Desculpem lá, mas importa exclusivamente a larica dos letões, sobretudo os que
ainda não almoçaram às duas da tarde. Os presos políticos em Cuba? Coitados, se
bem que ando ocupado com a violência doméstica entre meia dúzia de casais
letões.
Apenas o regime da
Letónia me ofende, apenas os oprimidos na Letónia me fazem sair à rua, equipado
com cartazes furiosos e vestuário regional. Por enquanto, é uma luta que travo
sozinho. Amanhã, seremos inúmeros. Ou, com sorte, dois ou três.
O terceiro artigo
visa o Tribunal de Contas e, sobretudo, a Constituição portuguesa, em perguntas
capciosas sobre a necessidade de reforma dos ditos:
Sexta-feira, 15 de
Agosto
Vetar em branco
O recente veto do
Tribunal Constitucional levanta desde logo uma primeira questão: será que o TC
tem razão? Ninguém sabe. Pelo menos ninguém que desconheça o dialecto
justificativo de todos os vetos, o qual, embora vagamente evocativo da nossa
língua, difere da mesma em matéria de léxico, pontuação e sintaxe. Depois vem a
segunda questão: será que a Constituição de Portugal está bem protegida por
pessoas que nitidamente embirram com o português?

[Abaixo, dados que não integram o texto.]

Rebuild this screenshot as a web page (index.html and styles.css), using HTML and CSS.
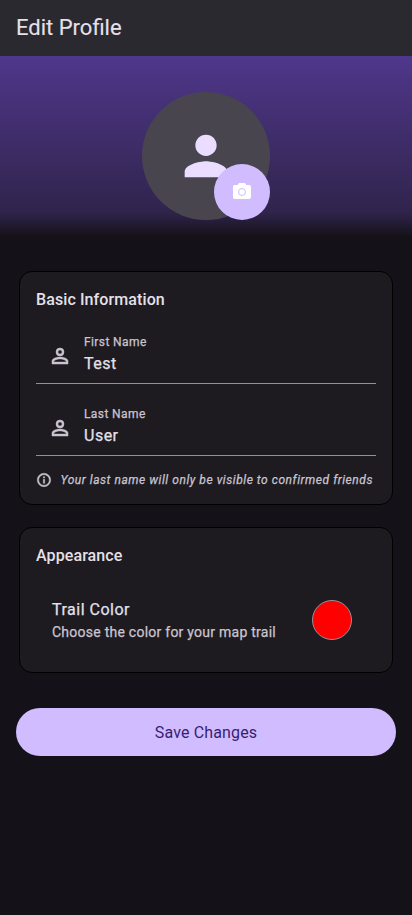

Se não, convinha verem isso.
Se sim, surge uma última questão: será que uma Constituição acarinhada por quem
luta com vírgulas desnorteadas e esquarteja frases sem compaixão merece ser
protegida?
Carlos do Carmo é o
alvo da sátira seguinte, que não poupa o próprio cançonetista premiado nem o pretensiosismo
do seu discurso demagógico, de afectos diferenciadores e de vaidosas e constantes
referências pessoais, os gestos sempre contidos na postura trabalhada:
Sábado, 16 de Agosto
O que diz o Grammy
Latino
Gosto muito de ouvir
Carlos do Carmo, menos em disco do que nas entrevistas que concede. Na última,
publicada no Diário Económico, o Grammy Latino fala de si próprio, da educação
suíça, da crise económica, do cansaço de colegas como Fernando Tordo e Rui
Veloso. Por fim, cita Fidel Castro, dono de uma fortuna avaliada em 900 milhões
de dólares ("Não tenham medo da guerra nuclear, os ricos não querem
morrer") e, sobretudo, alerta as elites para o dia em que "os jovens
saírem para a rua "a sério". Nesse momento, "isto vai
mudar": "As elites políticas ou ganham juízo ou pode-lhes acontecer
alguma coisa de muito desagradável, porque o português não é tanto de brandos
costumes como se diz."
É invejável o talento
dos grandes artistas para interpretar, além de cançonetas, os sentimentos do
povo (ou da "população", palavra que Carlos do Carmo prefere). Como
um médium dedicado aos vivos, ou como Mário Soares, Carlos do Carmo comunica
intimamente com o espírito das massas e descobre que estas não tardam a
irromper furiosas de modo a colocar os poderosos na ordem e a devolver a
"dignidade" (sic) à pátria.
Embora não me lembre
da última vez em que o País foi assim particularmente digno, fico muito
satisfeito com a previsão. Só me angustia uma coisa: e se a população que
"não estava habituada a pedir esmola" não distinguir as elites dos
artistas que costumam rondar as elites à cata de subsídios e patrocínios? O que
acontecerá se a indignação das multidões também se voltar contra a rapaziada
dos espectáculos pagos pelas autarquias e decididos por ajuste directo? Carlos
do Carmo garante que "a população desta terra gosta" das gentes da
"cultura", mas não consigo ficar descansado.